The IOC, however, is clothed in loftier principles, which are spelled out in the Olympic Charter. According to that charter, “Olympism seeks to create a way of life based on the joy of effort, the educational value of good example, social responsibility and the respect for universal fundamental ethical principles.” Sports are “at the service of the harmonious development of humankind, with a view to promoting a peaceful society concerned with the preservation of human dignity.” Every human being, regardless of identity or nationality, has the right to participate in sports, and to be protected by the “spirit of friendship, solidarity and fair play.”
Once the Olympics hand the show over from the functionaries to the athletes, the result is an unparalleled sporting spectacle, one that’s exciting and entertaining enough to justify its own existence. There’s no concrete humanitarian purpose to having Simone Biles bounce off the vault or seeing Usain Bolt eat up 100 meters of track in about nine steps, and there shouldn’t have to be—these are thrilling, awe-inspiring events on their own merits. On top of that, the surrounding festival is a summit of global cultural exchange and friendship, not among governments, but among people, serving as a grassroots avenue for international cooperation and understanding.
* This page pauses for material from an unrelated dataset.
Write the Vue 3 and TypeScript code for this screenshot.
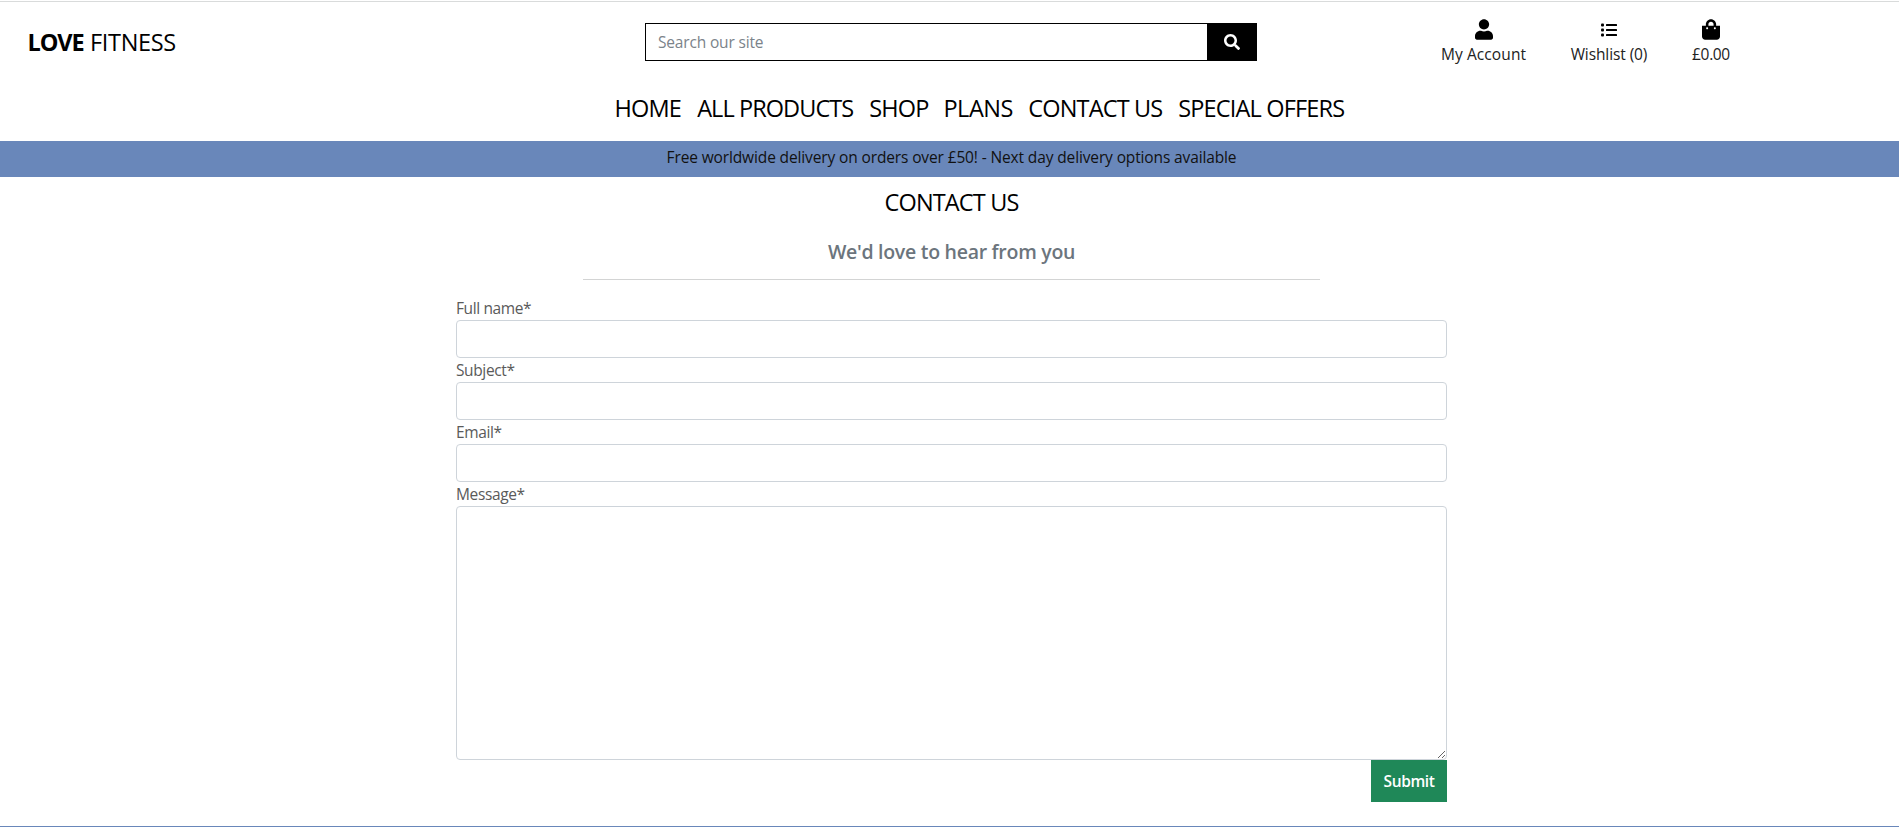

By building its reputation on the principles of the Olympic Charter, the IOC accepted a responsibility of stewardship—to its members, the subsidiary national committees, its hosts, and its athletes. And also to people who believe in international cooperation and cultural exchange, in pursuing and celebrating the advancement of humankind, and in ensuring fairness, peace, and human dignity. But the staging of the Games can too easily enable greed and corruption among city governments and others.
And so the Olympic Movement faces a crossroads. The contradiction between its ideals and what it results in have never been clearer, and if it’s still possible to reconcile that contradiction, it will not be for much longer.
Reflecting on the legacy of Coubertin in the age of the Tokyo Games calls to mind one of the most famous quotations from another 19th-century idealist: Abraham Lincoln. Every American knows the line, “A house divided against itself cannot stand,” which has been decontextualized and repurposed into a vague platitude about compromise and unity.
The true meaning of the quote comes two lines after: “I do not expect this Union to be dissolved—I do not expect the house to fall—but I do expect it will cease to be divided. It will become all one thing, or all the other.”
This semi-dialectical framework is playing out before our eyes in the Olympics. The Olympic Movement cannot espouse fairness, cooperation, and advancement if the staging of the Games can lead to greed, moral compromise, and the reification of existing social inequalities. Sooner or later, either the rhetoric or the actions have to change. Otherwise, the global public that has embraced the Olympic Movement’s principles for 125 years will increasingly condemn the IOC’s behavior. Public disapproval in Tokyo will turn into protests in Los Angeles and apathy by Brisbane, leaving the IOC as a rump organization left scrambling to find a place in a world suddenly devoid of suckers to exploit.
The youth of the world will always receive the invitation of the Olympic Movement. But unless something changes, they might stop answering.